Along comes a digital format to hold music on a computer (MP3), a network to distribute that music around (Internet), and a College kids program (Napster) to help you find the music you want. So what do you need the music monopoly for? The answer is very little.

The Music Monopoly, er, record industry understands this perfectly. Those in power, don't usually give up power without a fight. Record companies are using their power to make new and bad laws (paying off politicians, lobbyists and legislators), to protect their power, sacrificing the rights of everyone else to do it. Even the intellectual property laws have changed to give less power to the artists, and more to the record companies. In the same way that a syndicate offers protection to a community, the record companies are using the excuse of protecting the artists, to force bad legislation and then suing anyone vaguely related to music (MP3.com, Napster, and so on) in order to keep the barrier to entry as high as possible, protect their monopoly, and keep everyone paying their music tax.

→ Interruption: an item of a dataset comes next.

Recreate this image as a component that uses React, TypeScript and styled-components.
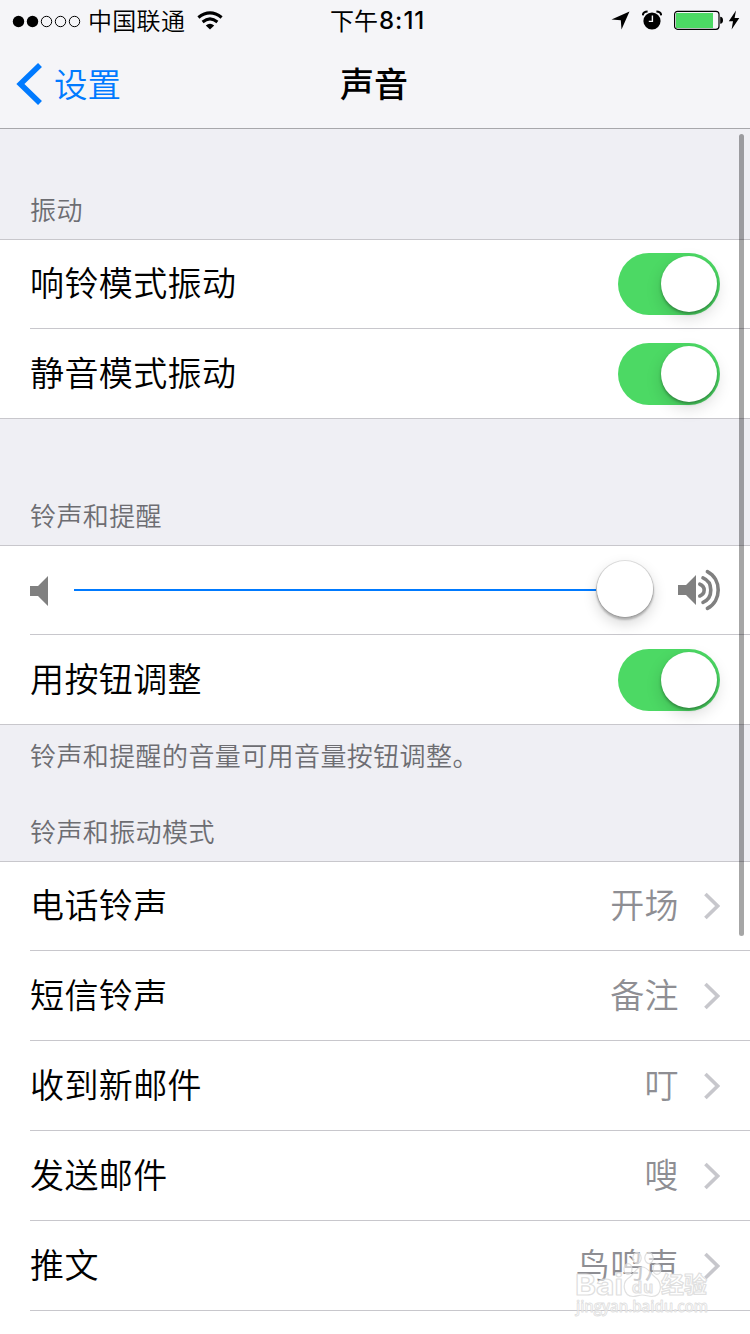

The good part is that you cannot stop the tide of progress -- at worst, the record companies are going to slow it down a little. The cost of information distribution is a minute fraction of what it used to be, and it is now in the hands of the masses (consumers and would-be artists). Like it or not, we are going to create cheaper ways to get our information (including music), and the monopoly will be broken. There will be more music, more artists, cheaper costs, and new channels of distribution - it is just a matter of time.